啖呵を切るようなシーンも多々ある劇中では、歌舞伎役者の方々が自然と身に付けている所作や存在感が、大いに役立っている気がします。それが歌舞伎役者の方々を起用された理由なのかどうかはわかりませんが、男たちの真剣勝負を体現するのに、歌舞伎役者の方々はまさにハマリ役だといえそう。

「証券 VS 銀行」という男と男のガチンコ勝負では、どのシーンひとつとっても、見逃せない熱量の高さがあります。この続編では、半沢の部下に抑えた演技がいい感じの森山雅弘役の賀来賢人さん、爽やかな風を運ぶ浜村瞳役の今田美桜さんといったロスジェネ世代も登場しますが、基本的にはおじさんたちばかりが画面にひしめきあっている『半沢直樹』。

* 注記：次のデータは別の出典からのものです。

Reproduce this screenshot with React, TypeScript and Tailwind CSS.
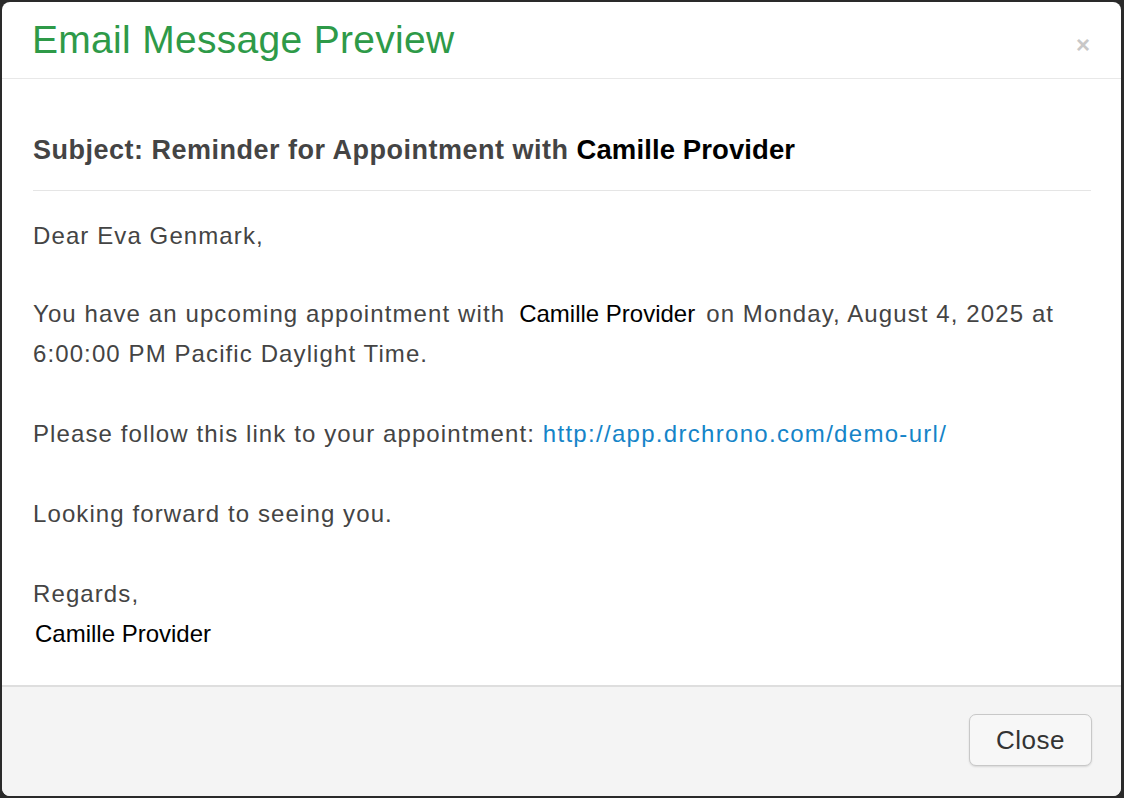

それなのに、むさくるしいどころか、観れば観るほどおじさんたちに引き込まれてしまう“半沢の魔法”にかかってしまうのです。

ピリピリと緊張感あるシーンはもちろん、きっと笑わせたいわけじゃないはずですけど、つい笑ってしまう黒崎や大和田、伊佐山が繰り広げるダイナミックなパフォーマンスは、ほかのドラマにはない味わいで、クセになっちゃいますよね!

でも、そんな濃厚なパワーキャラが時にかすんでしまうほどの凄まじさを放つのは、なんといっても、主役の半沢にほかなりません。堺さん自体は細身でいい人そうな印象なのに、「半沢直樹」になった途端、信念で自分を貫き通す圧倒的なパワーを放つ“無敵感”がスゴいことに。

また、劇中での、半沢が窮地に陥ったときの決めゼリフ「やられたらやり返す、倍返しだ!」を再び聞くことができて、シビレている視聴者も多いはず。原作の秀逸さ、演出や脚本の見事さ、役者のみなさんの素晴らしさがガッツリと組み合わさった結果、国民的大ヒットドラマとなったのですね。

8月9日放送の15分拡大となる第4話は、半沢たちの作戦によって、フォックスの逆買収に成功したスパイラル。ですが、このままでは面子がつぶれてしまう東京中央銀行は、三笠洋一郎副頭取(古田新太)の後押しによって、スパイラル株を買収するために電脳への500億円もの追加融資を強引に進めようとしていたが……はたして、半沢はどう動くのでしょうか。次回の『半沢直樹』も要チェックです!